# RAW DATA:

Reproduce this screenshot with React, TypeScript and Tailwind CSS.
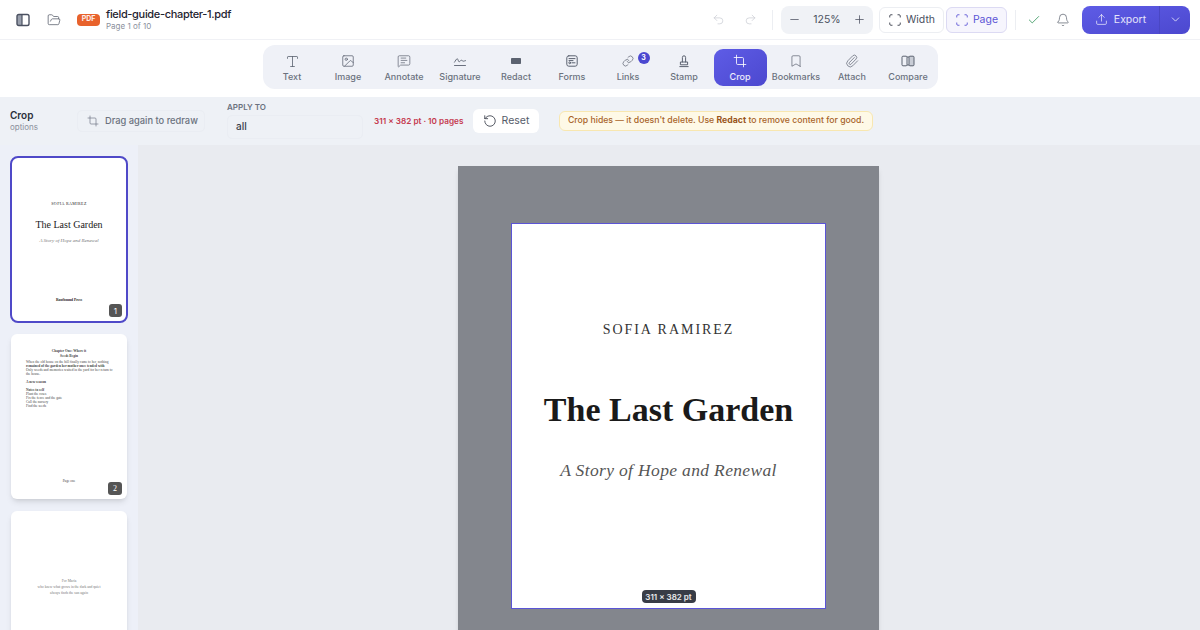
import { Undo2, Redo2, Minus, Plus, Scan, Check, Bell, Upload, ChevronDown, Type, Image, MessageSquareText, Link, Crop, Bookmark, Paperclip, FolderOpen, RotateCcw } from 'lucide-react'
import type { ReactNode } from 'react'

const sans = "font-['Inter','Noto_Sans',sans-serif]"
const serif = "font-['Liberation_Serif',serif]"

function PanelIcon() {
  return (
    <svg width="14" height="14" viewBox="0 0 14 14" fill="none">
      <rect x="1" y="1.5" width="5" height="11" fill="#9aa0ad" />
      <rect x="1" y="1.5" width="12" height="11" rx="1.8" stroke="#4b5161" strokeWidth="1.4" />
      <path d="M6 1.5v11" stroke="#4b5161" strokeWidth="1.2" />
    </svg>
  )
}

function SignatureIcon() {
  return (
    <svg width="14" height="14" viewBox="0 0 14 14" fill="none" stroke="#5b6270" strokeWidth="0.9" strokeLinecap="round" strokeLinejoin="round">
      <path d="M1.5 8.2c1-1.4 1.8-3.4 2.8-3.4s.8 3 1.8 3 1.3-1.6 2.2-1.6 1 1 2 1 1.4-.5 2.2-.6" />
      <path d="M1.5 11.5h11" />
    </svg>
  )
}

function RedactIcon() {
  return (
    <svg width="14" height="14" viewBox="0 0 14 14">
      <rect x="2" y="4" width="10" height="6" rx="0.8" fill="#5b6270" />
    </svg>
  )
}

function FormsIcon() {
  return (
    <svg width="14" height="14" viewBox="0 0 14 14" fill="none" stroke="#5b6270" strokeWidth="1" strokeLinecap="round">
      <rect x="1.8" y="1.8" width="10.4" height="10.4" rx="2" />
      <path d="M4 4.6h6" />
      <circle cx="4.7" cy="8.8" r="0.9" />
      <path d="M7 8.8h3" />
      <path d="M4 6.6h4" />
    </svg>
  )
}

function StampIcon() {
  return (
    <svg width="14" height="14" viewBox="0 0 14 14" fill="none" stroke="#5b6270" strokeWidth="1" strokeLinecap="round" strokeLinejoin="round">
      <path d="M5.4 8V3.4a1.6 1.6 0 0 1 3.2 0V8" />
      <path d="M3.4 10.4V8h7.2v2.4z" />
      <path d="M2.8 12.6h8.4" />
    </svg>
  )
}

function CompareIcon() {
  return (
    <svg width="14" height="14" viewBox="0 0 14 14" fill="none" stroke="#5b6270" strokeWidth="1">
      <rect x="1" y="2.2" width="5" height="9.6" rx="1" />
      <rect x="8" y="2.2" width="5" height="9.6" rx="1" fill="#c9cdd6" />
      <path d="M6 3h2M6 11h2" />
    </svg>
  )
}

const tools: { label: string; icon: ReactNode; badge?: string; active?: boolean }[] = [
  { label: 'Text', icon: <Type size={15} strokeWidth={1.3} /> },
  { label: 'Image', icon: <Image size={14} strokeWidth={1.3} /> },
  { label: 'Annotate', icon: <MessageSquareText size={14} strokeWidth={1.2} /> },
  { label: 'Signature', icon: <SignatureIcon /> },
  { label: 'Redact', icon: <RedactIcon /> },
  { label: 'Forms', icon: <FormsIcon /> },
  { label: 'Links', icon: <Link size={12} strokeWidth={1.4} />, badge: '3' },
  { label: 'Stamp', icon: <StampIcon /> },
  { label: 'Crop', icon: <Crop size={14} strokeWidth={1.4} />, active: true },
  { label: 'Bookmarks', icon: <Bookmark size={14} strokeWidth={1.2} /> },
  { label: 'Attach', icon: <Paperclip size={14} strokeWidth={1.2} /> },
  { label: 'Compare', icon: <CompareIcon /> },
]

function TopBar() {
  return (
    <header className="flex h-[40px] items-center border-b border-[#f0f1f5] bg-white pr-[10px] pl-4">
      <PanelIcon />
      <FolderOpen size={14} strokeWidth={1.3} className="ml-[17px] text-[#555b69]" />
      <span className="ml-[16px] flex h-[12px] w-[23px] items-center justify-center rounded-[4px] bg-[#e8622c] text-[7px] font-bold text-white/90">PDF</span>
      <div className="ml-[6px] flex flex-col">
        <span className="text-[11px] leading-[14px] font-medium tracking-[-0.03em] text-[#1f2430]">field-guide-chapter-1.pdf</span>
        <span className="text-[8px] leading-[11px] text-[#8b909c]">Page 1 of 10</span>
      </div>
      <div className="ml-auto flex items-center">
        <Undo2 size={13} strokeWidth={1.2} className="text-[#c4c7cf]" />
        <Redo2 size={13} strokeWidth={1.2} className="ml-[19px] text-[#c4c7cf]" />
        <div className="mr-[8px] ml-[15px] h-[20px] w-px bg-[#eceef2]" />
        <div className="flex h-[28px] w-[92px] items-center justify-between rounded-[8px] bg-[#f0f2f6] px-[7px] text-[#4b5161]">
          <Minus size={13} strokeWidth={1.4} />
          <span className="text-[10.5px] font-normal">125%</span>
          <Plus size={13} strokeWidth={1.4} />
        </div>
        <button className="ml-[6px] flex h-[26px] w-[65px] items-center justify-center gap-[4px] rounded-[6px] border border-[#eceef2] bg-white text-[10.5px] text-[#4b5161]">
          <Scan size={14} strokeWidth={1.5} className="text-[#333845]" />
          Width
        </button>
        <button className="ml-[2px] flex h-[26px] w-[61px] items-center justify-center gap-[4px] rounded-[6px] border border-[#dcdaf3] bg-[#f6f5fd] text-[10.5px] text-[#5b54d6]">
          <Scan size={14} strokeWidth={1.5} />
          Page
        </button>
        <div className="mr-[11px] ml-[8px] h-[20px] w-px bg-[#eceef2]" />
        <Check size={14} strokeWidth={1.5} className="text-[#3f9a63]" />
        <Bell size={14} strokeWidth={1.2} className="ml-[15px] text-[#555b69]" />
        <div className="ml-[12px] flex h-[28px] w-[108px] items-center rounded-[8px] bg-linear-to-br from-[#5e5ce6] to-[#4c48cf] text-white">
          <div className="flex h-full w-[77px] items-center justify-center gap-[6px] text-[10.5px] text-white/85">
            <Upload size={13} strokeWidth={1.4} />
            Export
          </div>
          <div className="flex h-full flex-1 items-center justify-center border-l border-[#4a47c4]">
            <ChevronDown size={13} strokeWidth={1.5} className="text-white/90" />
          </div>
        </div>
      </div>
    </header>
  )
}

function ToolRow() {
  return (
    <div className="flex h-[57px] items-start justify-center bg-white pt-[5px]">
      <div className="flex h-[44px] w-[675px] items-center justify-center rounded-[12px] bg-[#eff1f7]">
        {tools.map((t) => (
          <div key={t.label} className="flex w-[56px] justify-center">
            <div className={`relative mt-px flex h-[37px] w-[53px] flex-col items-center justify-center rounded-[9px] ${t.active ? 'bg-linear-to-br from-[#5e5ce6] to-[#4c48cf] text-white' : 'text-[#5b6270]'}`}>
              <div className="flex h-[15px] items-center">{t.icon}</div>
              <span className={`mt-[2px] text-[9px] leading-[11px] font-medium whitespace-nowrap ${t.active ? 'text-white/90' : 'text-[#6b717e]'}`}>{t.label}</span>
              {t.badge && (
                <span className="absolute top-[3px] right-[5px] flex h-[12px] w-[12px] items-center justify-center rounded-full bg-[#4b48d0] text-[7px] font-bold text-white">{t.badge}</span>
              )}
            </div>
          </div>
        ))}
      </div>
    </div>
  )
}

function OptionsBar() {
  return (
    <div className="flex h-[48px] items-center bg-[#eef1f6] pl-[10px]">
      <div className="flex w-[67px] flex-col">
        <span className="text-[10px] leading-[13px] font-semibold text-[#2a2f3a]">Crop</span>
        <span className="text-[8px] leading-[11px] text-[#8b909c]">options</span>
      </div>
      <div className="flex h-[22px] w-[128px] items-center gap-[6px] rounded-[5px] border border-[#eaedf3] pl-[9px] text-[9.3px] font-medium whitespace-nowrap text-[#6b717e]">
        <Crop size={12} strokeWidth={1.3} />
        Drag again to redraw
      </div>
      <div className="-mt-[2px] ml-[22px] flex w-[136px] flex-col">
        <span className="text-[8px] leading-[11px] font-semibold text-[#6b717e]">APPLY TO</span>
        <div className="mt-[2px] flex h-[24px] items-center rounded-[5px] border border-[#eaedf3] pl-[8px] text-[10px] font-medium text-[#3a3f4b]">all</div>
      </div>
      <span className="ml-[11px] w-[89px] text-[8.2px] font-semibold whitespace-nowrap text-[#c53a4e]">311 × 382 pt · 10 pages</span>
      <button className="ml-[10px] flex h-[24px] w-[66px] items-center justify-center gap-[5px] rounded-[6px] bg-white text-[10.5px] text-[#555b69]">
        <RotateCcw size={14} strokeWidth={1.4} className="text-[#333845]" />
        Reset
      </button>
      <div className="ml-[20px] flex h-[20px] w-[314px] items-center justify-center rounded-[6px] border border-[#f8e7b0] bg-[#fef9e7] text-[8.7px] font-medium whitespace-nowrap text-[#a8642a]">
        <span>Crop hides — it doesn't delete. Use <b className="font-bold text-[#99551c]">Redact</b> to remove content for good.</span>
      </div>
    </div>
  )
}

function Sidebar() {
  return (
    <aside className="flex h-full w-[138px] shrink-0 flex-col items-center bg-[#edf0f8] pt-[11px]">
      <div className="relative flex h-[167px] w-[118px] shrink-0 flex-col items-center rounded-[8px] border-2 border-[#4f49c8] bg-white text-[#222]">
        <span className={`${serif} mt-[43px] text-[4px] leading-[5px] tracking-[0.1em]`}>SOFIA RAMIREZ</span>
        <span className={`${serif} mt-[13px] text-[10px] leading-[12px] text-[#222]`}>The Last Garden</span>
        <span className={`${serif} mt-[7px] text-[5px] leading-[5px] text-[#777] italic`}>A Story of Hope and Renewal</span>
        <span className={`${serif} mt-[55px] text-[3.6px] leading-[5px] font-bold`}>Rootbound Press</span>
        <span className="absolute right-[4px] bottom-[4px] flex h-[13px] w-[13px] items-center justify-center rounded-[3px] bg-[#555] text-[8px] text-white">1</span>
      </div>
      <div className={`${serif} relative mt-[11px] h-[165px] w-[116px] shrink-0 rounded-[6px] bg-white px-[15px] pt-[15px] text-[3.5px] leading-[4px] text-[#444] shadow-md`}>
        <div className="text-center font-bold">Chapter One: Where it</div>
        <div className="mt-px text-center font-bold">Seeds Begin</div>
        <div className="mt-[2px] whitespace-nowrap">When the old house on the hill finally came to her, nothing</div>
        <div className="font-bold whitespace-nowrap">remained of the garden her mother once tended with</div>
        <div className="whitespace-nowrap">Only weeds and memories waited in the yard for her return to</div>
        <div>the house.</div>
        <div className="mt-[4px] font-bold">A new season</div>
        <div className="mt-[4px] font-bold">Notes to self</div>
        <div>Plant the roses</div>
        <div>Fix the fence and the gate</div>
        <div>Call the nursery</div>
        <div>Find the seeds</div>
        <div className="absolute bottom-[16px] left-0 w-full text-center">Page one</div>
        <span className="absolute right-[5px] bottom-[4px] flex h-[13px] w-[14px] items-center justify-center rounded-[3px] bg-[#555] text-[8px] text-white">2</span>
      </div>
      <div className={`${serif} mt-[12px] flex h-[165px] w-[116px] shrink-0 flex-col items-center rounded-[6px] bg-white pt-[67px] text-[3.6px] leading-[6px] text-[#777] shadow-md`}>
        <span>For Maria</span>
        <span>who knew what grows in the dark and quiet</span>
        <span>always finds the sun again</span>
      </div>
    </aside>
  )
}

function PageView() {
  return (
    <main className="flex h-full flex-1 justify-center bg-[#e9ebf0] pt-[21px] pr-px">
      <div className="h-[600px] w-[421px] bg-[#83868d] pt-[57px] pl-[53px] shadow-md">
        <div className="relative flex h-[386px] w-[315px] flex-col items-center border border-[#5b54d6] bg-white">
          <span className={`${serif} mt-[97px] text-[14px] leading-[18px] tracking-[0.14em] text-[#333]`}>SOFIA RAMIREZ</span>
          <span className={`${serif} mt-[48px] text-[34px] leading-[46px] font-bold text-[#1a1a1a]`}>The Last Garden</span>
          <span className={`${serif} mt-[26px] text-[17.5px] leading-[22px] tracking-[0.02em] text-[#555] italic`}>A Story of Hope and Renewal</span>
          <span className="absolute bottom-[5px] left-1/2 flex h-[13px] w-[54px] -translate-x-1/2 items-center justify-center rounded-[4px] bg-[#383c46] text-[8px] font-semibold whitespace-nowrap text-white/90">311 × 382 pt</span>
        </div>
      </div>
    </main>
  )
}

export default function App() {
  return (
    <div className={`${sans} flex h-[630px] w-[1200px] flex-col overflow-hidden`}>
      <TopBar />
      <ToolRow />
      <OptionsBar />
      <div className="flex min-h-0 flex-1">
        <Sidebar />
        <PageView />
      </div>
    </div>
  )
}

# WORK TO COMPLETE:
Go through the listing above and locate each line that holds the word "with". Copy those lines.

# IN RESPONSE:
Reproduce this screenshot with React, TypeScript and Tailwind CSS.
        <div className="font-bold whitespace-nowrap">remained of the garden her mother once tended with</div>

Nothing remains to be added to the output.